| THE TASK |
In the records that follow, locate every line with "Tailwind" and extract it.

| RAW DATA |
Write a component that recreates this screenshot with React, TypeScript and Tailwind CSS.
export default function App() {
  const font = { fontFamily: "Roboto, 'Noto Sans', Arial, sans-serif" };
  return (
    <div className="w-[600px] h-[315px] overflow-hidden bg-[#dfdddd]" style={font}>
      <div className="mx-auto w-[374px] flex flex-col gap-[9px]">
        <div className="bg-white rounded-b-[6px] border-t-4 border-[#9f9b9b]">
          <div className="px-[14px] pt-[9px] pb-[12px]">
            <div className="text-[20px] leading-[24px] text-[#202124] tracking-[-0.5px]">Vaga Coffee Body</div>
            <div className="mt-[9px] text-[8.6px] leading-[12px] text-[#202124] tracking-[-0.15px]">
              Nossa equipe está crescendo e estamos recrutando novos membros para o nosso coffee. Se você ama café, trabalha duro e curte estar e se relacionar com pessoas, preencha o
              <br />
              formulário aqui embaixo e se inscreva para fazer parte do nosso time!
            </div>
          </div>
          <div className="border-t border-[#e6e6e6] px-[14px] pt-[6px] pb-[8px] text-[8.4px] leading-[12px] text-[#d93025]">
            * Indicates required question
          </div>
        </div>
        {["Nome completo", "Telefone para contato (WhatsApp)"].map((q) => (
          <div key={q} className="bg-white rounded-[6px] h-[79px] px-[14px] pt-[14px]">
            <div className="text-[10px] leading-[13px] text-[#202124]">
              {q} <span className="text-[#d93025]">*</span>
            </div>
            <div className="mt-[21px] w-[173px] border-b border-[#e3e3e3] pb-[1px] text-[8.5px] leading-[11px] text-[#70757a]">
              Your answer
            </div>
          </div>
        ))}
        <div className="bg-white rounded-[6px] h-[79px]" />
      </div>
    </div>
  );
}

* * *

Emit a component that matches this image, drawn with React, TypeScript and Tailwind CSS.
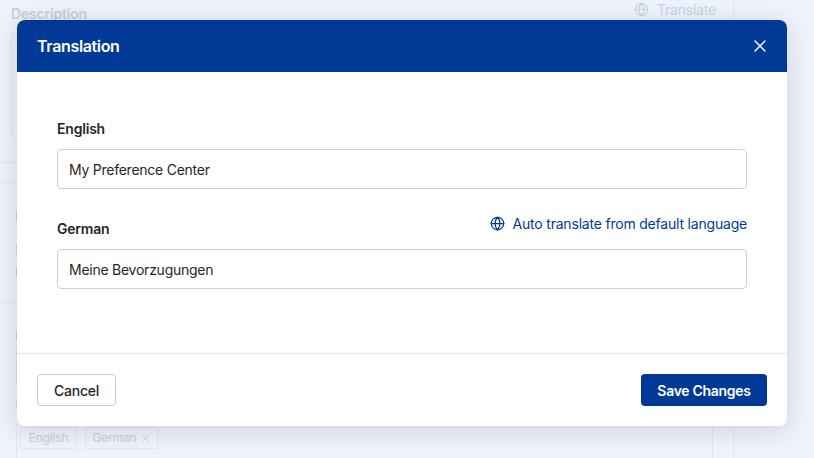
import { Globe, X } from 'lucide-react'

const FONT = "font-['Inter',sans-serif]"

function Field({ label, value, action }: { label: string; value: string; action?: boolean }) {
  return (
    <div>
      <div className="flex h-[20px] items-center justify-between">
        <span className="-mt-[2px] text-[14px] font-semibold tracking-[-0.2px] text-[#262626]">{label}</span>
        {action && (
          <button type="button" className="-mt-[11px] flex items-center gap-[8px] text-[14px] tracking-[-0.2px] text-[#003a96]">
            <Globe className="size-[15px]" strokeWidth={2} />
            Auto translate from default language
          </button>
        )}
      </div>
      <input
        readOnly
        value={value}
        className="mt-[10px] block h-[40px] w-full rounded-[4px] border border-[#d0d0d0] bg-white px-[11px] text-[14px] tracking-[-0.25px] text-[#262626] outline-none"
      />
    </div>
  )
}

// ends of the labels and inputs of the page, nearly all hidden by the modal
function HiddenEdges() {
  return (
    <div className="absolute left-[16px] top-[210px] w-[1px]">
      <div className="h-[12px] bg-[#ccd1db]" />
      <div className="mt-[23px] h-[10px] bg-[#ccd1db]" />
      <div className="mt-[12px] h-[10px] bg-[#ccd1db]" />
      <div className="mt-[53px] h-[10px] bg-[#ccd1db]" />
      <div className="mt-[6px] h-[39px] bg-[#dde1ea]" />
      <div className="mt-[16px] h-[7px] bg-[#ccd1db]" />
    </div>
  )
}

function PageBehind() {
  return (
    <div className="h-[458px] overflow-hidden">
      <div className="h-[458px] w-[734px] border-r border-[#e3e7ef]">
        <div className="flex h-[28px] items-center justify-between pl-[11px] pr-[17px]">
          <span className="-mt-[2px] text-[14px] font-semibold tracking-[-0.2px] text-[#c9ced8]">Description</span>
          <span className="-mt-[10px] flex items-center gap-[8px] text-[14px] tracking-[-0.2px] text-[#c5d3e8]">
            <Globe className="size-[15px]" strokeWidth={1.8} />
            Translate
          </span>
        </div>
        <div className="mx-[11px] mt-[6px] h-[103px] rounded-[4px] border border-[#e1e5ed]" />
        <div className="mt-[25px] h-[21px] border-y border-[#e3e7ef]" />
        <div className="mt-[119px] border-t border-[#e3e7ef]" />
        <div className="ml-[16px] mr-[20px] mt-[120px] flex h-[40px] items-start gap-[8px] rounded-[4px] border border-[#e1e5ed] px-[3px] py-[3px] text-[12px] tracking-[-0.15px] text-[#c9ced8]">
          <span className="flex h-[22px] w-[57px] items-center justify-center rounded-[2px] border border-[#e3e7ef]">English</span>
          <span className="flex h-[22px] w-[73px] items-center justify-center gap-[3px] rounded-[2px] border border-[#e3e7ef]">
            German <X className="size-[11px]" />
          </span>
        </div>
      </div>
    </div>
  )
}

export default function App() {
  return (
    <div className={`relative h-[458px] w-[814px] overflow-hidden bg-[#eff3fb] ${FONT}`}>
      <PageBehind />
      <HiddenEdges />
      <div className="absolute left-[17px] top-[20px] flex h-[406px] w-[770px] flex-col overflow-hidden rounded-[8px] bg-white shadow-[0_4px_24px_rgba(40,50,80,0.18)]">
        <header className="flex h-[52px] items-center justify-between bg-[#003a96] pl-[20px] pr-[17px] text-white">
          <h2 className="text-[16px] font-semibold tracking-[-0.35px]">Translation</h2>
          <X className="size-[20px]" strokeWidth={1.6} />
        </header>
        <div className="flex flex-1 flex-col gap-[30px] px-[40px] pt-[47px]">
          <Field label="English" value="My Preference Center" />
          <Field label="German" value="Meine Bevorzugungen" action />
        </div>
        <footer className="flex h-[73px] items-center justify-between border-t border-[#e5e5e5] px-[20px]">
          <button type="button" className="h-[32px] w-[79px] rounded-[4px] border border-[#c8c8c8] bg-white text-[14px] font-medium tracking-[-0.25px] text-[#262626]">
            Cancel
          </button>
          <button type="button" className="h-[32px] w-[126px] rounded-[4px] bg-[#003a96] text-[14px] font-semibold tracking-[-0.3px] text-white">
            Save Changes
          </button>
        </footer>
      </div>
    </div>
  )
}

| TASK OUTPUT |
Write a component that recreates this screenshot with React, TypeScript and Tailwind CSS.
Emit a component that matches this image, drawn with React, TypeScript and Tailwind CSS.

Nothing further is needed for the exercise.